● **Data lines**
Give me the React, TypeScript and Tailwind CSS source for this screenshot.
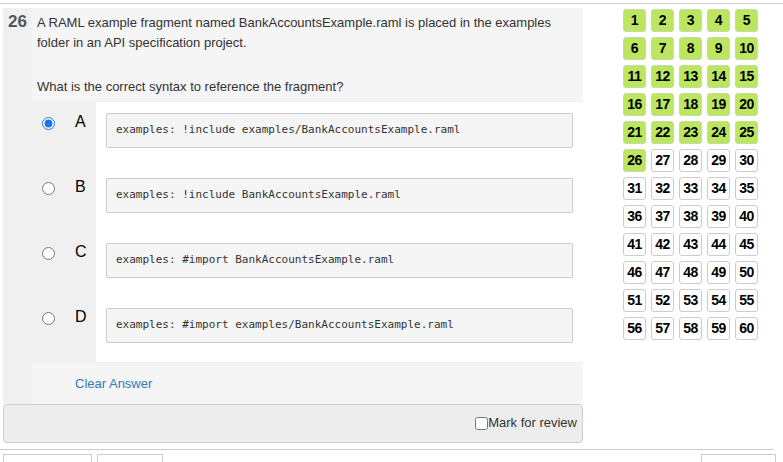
import React from 'react';

interface Option {
  letter: string;
  code: string;
  selected?: boolean;
}

const options: Option[] = [
  { letter: 'A', code: 'examples: !include examples/BankAccountsExample.raml', selected: true },
  { letter: 'B', code: 'examples: !include BankAccountsExample.raml' },
  { letter: 'C', code: 'examples: #import BankAccountsExample.raml' },
  { letter: 'D', code: 'examples: #import examples/BankAccountsExample.raml' },
];

const answered = 26;
const numbers = Array.from({ length: 60 }, (_, i) => i + 1);

const OptionRow: React.FC<{ option: Option }> = ({ option }) => {
  return (
    <div className="flex h-[65px]">
      <div className="w-[64px] flex items-start">
        <input
          type="radio"
          name="answer"
          defaultChecked={option.selected}
          className="m-0 ml-[10px] mt-[15px] h-[13px] w-[13px] accent-[#1a73e8]"
        />
        <span className="ml-[20px] mt-[11px] text-[16px] leading-[18px] text-black">{option.letter}</span>
      </div>
      <div className="flex-1 bg-white px-[10px] pt-[11px]">
        <div className="h-[35px] flex items-center border border-[#cccccc] rounded-[2px] bg-[#f5f5f5] pl-[9px] font-['DejaVu_Sans_Mono',monospace] text-[11px] text-[#333333]">
          {option.code}
        </div>
      </div>
    </div>
  );
};

const App: React.FC = () => {
  return (
    <div className="h-[462px] overflow-hidden bg-white font-['Liberation_Sans',Arial,sans-serif]">
      <div className="h-[3px]" />
      <div className="border-t border-[#d3d3d3]" />
      <div className="flex pt-[4px]">
        <div className="ml-[3px] w-[580px]">
          <div className="flex bg-[#f0f0f0]">
            <div className="w-[29px] pl-[5px] pt-[4px] text-[17px] leading-[20px] font-bold text-[#555555]">
              {answered}
            </div>
            <div className="flex-1">
              <div className="h-[93px] bg-[#f5f5f5] pl-[5px] pr-[20px] pt-[5px] text-[13px] leading-[20px] text-[#333333]">
                <p>A RAML example fragment named BankAccountsExample.raml is placed in the examples folder in an API specification project.</p>
                <p className="mt-[24px]">What is the correct syntax to reference the fragment?</p>
              </div>
              <div className="h-[262px] pt-[1px]">
                {options.map((option) => (
                  <OptionRow key={option.letter} option={option} />
                ))}
              </div>
              <div className="h-[41px] bg-[#f5f5f5] pl-[43px] flex items-center text-[13px] text-[#337ab7]">
                Clear Answer
              </div>
            </div>
          </div>
          <div className="h-[39px] border border-[#cccccc] rounded-[4px] bg-[#ededed] flex justify-end items-start pt-[10px] pr-[5px]">
            <label className="flex items-center text-[13px] leading-[16px] text-[#333333]">
              <input type="checkbox" className="m-0 h-[13px] w-[13px]" />
              Mark for review
            </label>
          </div>
        </div>
        <div className="ml-[40px] pt-[1px]">
          <div className="grid grid-cols-5 gap-[5px]">
            {numbers.map((n) => (
              <div
                key={n}
                className={
                  n <= answered
                    ? 'h-[23px] w-[23px] flex items-center justify-center rounded-[3px] border border-[#c9d9a8] bg-[#bde660] text-[14px] font-bold tracking-[-0.5px] text-black'
                    : 'h-[23px] w-[23px] flex items-center justify-center rounded-[3px] border border-[#cccccc] bg-white text-[14px] font-bold tracking-[-0.5px] text-black'
                }
              >
                {n}
              </div>
            ))}
          </div>
        </div>
      </div>
      <div className="mt-[6px] w-[773px] border-t border-[#cccccc]" />
      <div className="flex mt-[4px]">
        <div className="ml-[3px] h-[30px] w-[89px] border border-[#cccccc] bg-white" />
        <div className="ml-[5px] h-[30px] w-[66px] border border-[#cccccc] bg-white" />
        <div className="ml-[538px] h-[30px] w-[75px] border border-[#cccccc] bg-white" />
      </div>
    </div>
  );
};

export default App;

● **Requirement**
In this exercise, set down all of the data exactly, without the pictures.

● **Task output**
Give me the React, TypeScript and Tailwind CSS source for this screenshot.
import React from 'react';

interface Option {
  letter: string;
  code: string;
  selected?: boolean;
}

const options: Option[] = [
  { letter: 'A', code: 'examples: !include examples/BankAccountsExample.raml', selected: true },
  { letter: 'B', code: 'examples: !include BankAccountsExample.raml' },
  { letter: 'C', code: 'examples: #import BankAccountsExample.raml' },
  { letter: 'D', code: 'examples: #import examples/BankAccountsExample.raml' },
];

const answered = 26;
const numbers = Array.from({ length: 60 }, (_, i) => i + 1);

const OptionRow: React.FC<{ option: Option }> = ({ option }) => {
  return (
    <div className="flex h-[65px]">
      <div className="w-[64px] flex items-start">
        <input
          type="radio"
          name="answer"
          defaultChecked={option.selected}
          className="m-0 ml-[10px] mt-[15px] h-[13px] w-[13px] accent-[#1a73e8]"
        />
        <span className="ml-[20px] mt-[11px] text-[16px] leading-[18px] text-black">{option.letter}</span>
      </div>
      <div className="flex-1 bg-white px-[10px] pt-[11px]">
        <div className="h-[35px] flex items-center border border-[#cccccc] rounded-[2px] bg-[#f5f5f5] pl-[9px] font-['DejaVu_Sans_Mono',monospace] text-[11px] text-[#333333]">
          {option.code}
        </div>
      </div>
    </div>
  );
};

const App: React.FC = () => {
  return (
    <div className="h-[462px] overflow-hidden bg-white font-['Liberation_Sans',Arial,sans-serif]">
      <div className="h-[3px]" />
      <div className="border-t border-[#d3d3d3]" />
      <div className="flex pt-[4px]">
        <div className="ml-[3px] w-[580px]">
          <div className="flex bg-[#f0f0f0]">
            <div className="w-[29px] pl-[5px] pt-[4px] text-[17px] leading-[20px] font-bold text-[#555555]">
              {answered}
            </div>
            <div className="flex-1">
              <div className="h-[93px] bg-[#f5f5f5] pl-[5px] pr-[20px] pt-[5px] text-[13px] leading-[20px] text-[#333333]">
                <p>A RAML example fragment named BankAccountsExample.raml is placed in the examples folder in an API specification project.</p>
                <p className="mt-[24px]">What is the correct syntax to reference the fragment?</p>
              </div>
              <div className="h-[262px] pt-[1px]">
                {options.map((option) => (
                  <OptionRow key={option.letter} option={option} />
                ))}
              </div>
              <div className="h-[41px] bg-[#f5f5f5] pl-[43px] flex items-center text-[13px] text-[#337ab7]">
                Clear Answer
              </div>
            </div>
          </div>
          <div className="h-[39px] border border-[#cccccc] rounded-[4px] bg-[#ededed] flex justify-end items-start pt-[10px] pr-[5px]">
            <label className="flex items-center text-[13px] leading-[16px] text-[#333333]">
              <input type="checkbox" className="m-0 h-[13px] w-[13px]" />
              Mark for review
            </label>
          </div>
        </div>
        <div className="ml-[40px] pt-[1px]">
          <div className="grid grid-cols-5 gap-[5px]">
            {numbers.map((n) => (
              <div
                key={n}
                className={
                  n <= answered
                    ? 'h-[23px] w-[23px] flex items-center justify-center rounded-[3px] border border-[#c9d9a8] bg-[#bde660] text-[14px] font-bold tracking-[-0.5px] text-black'
                    : 'h-[23px] w-[23px] flex items-center justify-center rounded-[3px] border border-[#cccccc] bg-white text-[14px] font-bold tracking-[-0.5px] text-black'
                }
              >
                {n}
              </div>
            ))}
          </div>
        </div>
      </div>
      <div className="mt-[6px] w-[773px] border-t border-[#cccccc]" />
      <div className="flex mt-[4px]">
        <div className="ml-[3px] h-[30px] w-[89px] border border-[#cccccc] bg-white" />
        <div className="ml-[5px] h-[30px] w-[66px] border border-[#cccccc] bg-white" />
        <div className="ml-[538px] h-[30px] w-[75px] border border-[#cccccc] bg-white" />
      </div>
    </div>
  );
};

export default App;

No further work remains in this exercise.